> [Data segment]
============

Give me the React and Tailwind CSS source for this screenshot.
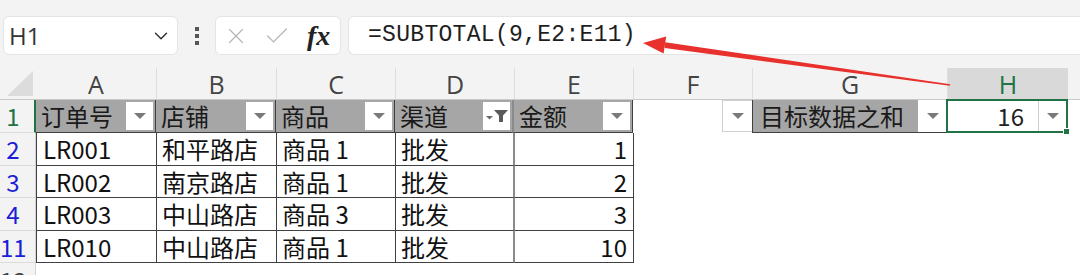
import React from 'react';
import { ChevronDown, X, Check } from 'lucide-react';

const cols = [
  { key: 'A', w: 'w-[121px]' },
  { key: 'B', w: 'w-[120px]' },
  { key: 'C', w: 'w-[119px]' },
  { key: 'D', w: 'w-[119px]' },
  { key: 'E', w: 'w-[119px]' },
  { key: 'F', w: 'w-[119px]' },
  { key: 'G', w: 'w-[195px]' },
  { key: 'H', w: 'w-[120px]' },
];

const rows = [
  { n: '2', h: 'h-[33px]', id: 'LR001', shop: '和平路店', item: '商品 1', ch: '批发', amt: '1' },
  { n: '3', h: 'h-[32px]', id: 'LR002', shop: '南京路店', item: '商品 1', ch: '批发', amt: '2' },
  { n: '4', h: 'h-[33px]', id: 'LR003', shop: '中山路店', item: '商品 3', ch: '批发', amt: '3' },
  { n: '11', h: 'h-[32px]', id: 'LR010', shop: '中山路店', item: '商品 1', ch: '批发', amt: '10' },
];

function Tri() {
  return <div className="w-0 h-0 border-l-[6px] border-r-[6px] border-t-[6px] border-l-transparent border-r-transparent border-t-[#7a7a7a]"></div>;
}

function DropBtn({ filter, className = '' }) {
  return (
    <div className={`w-[27px] h-[28px] bg-white flex items-center justify-center shrink-0 ${className}`}>
      {filter ? (
        <svg width="24" height="14" viewBox="0 0 24 14">
          <polygon points="1,7 8,7 4.5,10.5" fill="#6a6a6a" />
          <polygon points="9,1 23,1 18,6.5 18,13 14,13 14,6.5" fill="#5a5a5a" />
        </svg>
      ) : <Tri />}
    </div>
  );
}

function HeadCell({ w, text }) {
  return (
    <div className={`${w} h-full bg-[#a6a6a6] flex items-center justify-between pl-[5px] pr-[2px] border-r border-r-[#404040] border-b border-b-[#404040]`}>
      <span className="text-[#1a1a1a]">{text}</span>
      <DropBtn />
    </div>
  );
}

export default function App() {
  return (
    <div className="relative w-[1080px] h-[275px] overflow-hidden bg-white text-[24px] leading-none" style={{ fontFamily: '"Noto Sans CJK SC", "Noto Sans", sans-serif' }}>
      {/* toolbar */}
      <div className="h-[68px] bg-[#f3f3f3] flex items-start pt-[16px] pl-[3px]">
        <div className="w-[175px] h-[39px] bg-white rounded-[6px] border border-[#e4e4e4] flex items-center justify-between pl-[5px] pr-[5px]">
          <span className="text-[#333]" style={{ fontFamily: '"Open Sans", sans-serif' }}>H1</span>
          <ChevronDown size={22} strokeWidth={1.6} className="text-[#333]" />
        </div>
        <div className="w-[37px] h-[39px] flex flex-col items-center justify-center gap-[3px]">
          <div className="w-[4px] h-[4px] bg-[#555]"></div>
          <div className="w-[4px] h-[4px] bg-[#555]"></div>
          <div className="w-[4px] h-[4px] bg-[#555]"></div>
        </div>
        <div className="w-[126px] h-[39px] bg-white rounded-[6px] border border-[#e4e4e4] flex items-center pl-[7px] gap-[14px]">
          <X size={26} strokeWidth={1.1} className="text-[#b5b5b5]" />
          <Check size={28} strokeWidth={1.1} className="text-[#b5b5b5]" />
          <span className="italic font-bold text-[#222] text-[28px] ml-[2px]" style={{ fontFamily: '"Liberation Serif", serif' }}>fx</span>
        </div>
        <div className="ml-[7px] flex-1 h-[39px] bg-white rounded-l-[6px] border border-r-0 border-[#e4e4e4] flex items-center pl-[19px]">
          <span className="text-[#1e1e1e] text-[23px] tracking-[0.3px]" style={{ fontFamily: '"Liberation Mono", monospace' }}>=SUBTOTAL(9,E2:E11)</span>
        </div>
      </div>

      {/* column headers */}
      <div className="h-[32px] flex bg-[#f3f3f3] border-b border-[#c9c9c9]">
        <div className="w-[36px] h-full flex items-end justify-end pr-[3px] pb-[3px]">
          <svg width="26" height="25" viewBox="0 0 26 25">
            <polygon points="26,0 26,25 0,25" fill="#dcdcdc" />
          </svg>
        </div>
        {cols.map((c, i) => (
          <div key={c.key} className={`${c.w} h-full flex items-center justify-center ${c.key === 'H' ? 'bg-[#d9d9d9] text-[#217346]' : 'text-[#444]'} ${i < cols.length - 1 ? 'border-r border-[#dedede]' : ''}`}
            style={{ fontFamily: '"Open Sans", sans-serif' }}>
            <span className="text-[25px] pt-[2px]">{c.key}</span>
          </div>
        ))}
      </div>

      {/* row 1 */}
      <div className="h-[33px] flex">
        <div className="w-[36px] h-full bg-[#f3f3f3] border-r-2 border-[#217346] border-b border-b-[#dcdcdc] flex items-center">
          <span className="w-[26px] text-center text-[#217346]">1</span>
        </div>
        <HeadCell w="w-[120px]" text="订单号" />
        <HeadCell w="w-[120px]" text="店铺" />
        <HeadCell w="w-[119px]" text="商品" />
        <div className="w-[119px] h-full bg-[#a6a6a6] flex items-center justify-between pl-[5px] pr-[2px] border-r-2 border-r-[#8a8a8a] border-b border-b-[#404040]">
          <span className="text-[#1a1a1a]">渠道</span>
          <DropBtn filter />
        </div>
        <HeadCell w="w-[119px]" text="金额" />
        <div className="w-[119px] h-full flex items-start justify-end">
          <div className="w-[30px] h-[32px] bg-white border border-r-0 border-[#cfcfcf] flex items-center justify-center"><Tri /></div>
        </div>
        <div className="w-[195px] h-full flex border-l border-b border-[#404040]">
          <div className="flex-1 bg-[#a6a6a6] flex items-center pl-[7px] text-[#1a1a1a]">目标数据之和</div>
          <DropBtn className="h-full w-[29px]" />
        </div>
        <div className="relative w-[122px] -ml-[1px] h-[34px] -mt-[1px] border-2 border-[#217346] flex items-center justify-end">
          <span className="text-[#222] pr-[14px]">16</span>
          <div className="w-[28px] h-[30px] border-l border-[#cfcfcf] flex items-center justify-center"><Tri /></div>
          <div className="absolute -right-[4px] -bottom-[4px] w-[7px] h-[7px] bg-[#217346] border border-white"></div>
        </div>
      </div>

      {/* data rows */}
      {rows.map(r => (
        <div key={r.n} className={`${r.h} flex`}>
          <div className="w-[36px] h-full bg-[#f3f3f3] border-r border-[#d4d4d4] border-b border-b-[#dcdcdc] flex items-center">
            <span className="w-[26px] text-center text-[#1d1dd6]">{r.n}</span>
          </div>
          <div className="w-[121px] h-full border-l border-r border-b border-[#404040] flex items-center pl-[6px] text-[#111]">{r.id}</div>
          <div className="w-[120px] h-full border-r border-b border-[#404040] flex items-center pl-[5px] text-[#111]">{r.shop}</div>
          <div className="w-[119px] h-full border-r border-b border-[#404040] flex items-center pl-[5px] text-[#111]">{r.item}</div>
          <div className="w-[119px] h-full border-r-2 border-r-[#8a8a8a] border-b border-b-[#404040] flex items-center pl-[5px] text-[#111]">{r.ch}</div>
          <div className="w-[119px] h-full border-r border-b border-[#404040] flex items-center justify-end pr-[6px] text-[#111]">{r.amt}</div>
        </div>
      ))}

      {/* row 12, cut by the window edge */}
      <div className="h-[33px] flex">
        <div className="w-[36px] h-full bg-[#f3f3f3] border-r border-[#d4d4d4] flex items-center">
          <span className="w-[26px] text-center text-[#444]">12</span>
        </div>
      </div>

      {/* red arrow */}
      <svg className="absolute left-0 top-0 pointer-events-none" width="1080" height="275" viewBox="0 0 1080 275">
        <polygon points="643,43 663.6,53.6 666.2,36.6" fill="#e8302c" />
        <polygon points="664.6,48 665.2,42.2 950.2,84.3 949.8,85.7" fill="#e8302c" />
      </svg>
    </div>
  );
}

============

> [Goal]
Reproduce exactly the run of lines that opens the listing and closes with the line holding "ChevronDown, X, Check". Pictures are excluded.

> [Exercise answer]
Give me the React and Tailwind CSS source for this screenshot.
import React from 'react';
import { ChevronDown, X, Check } from 'lucide-react';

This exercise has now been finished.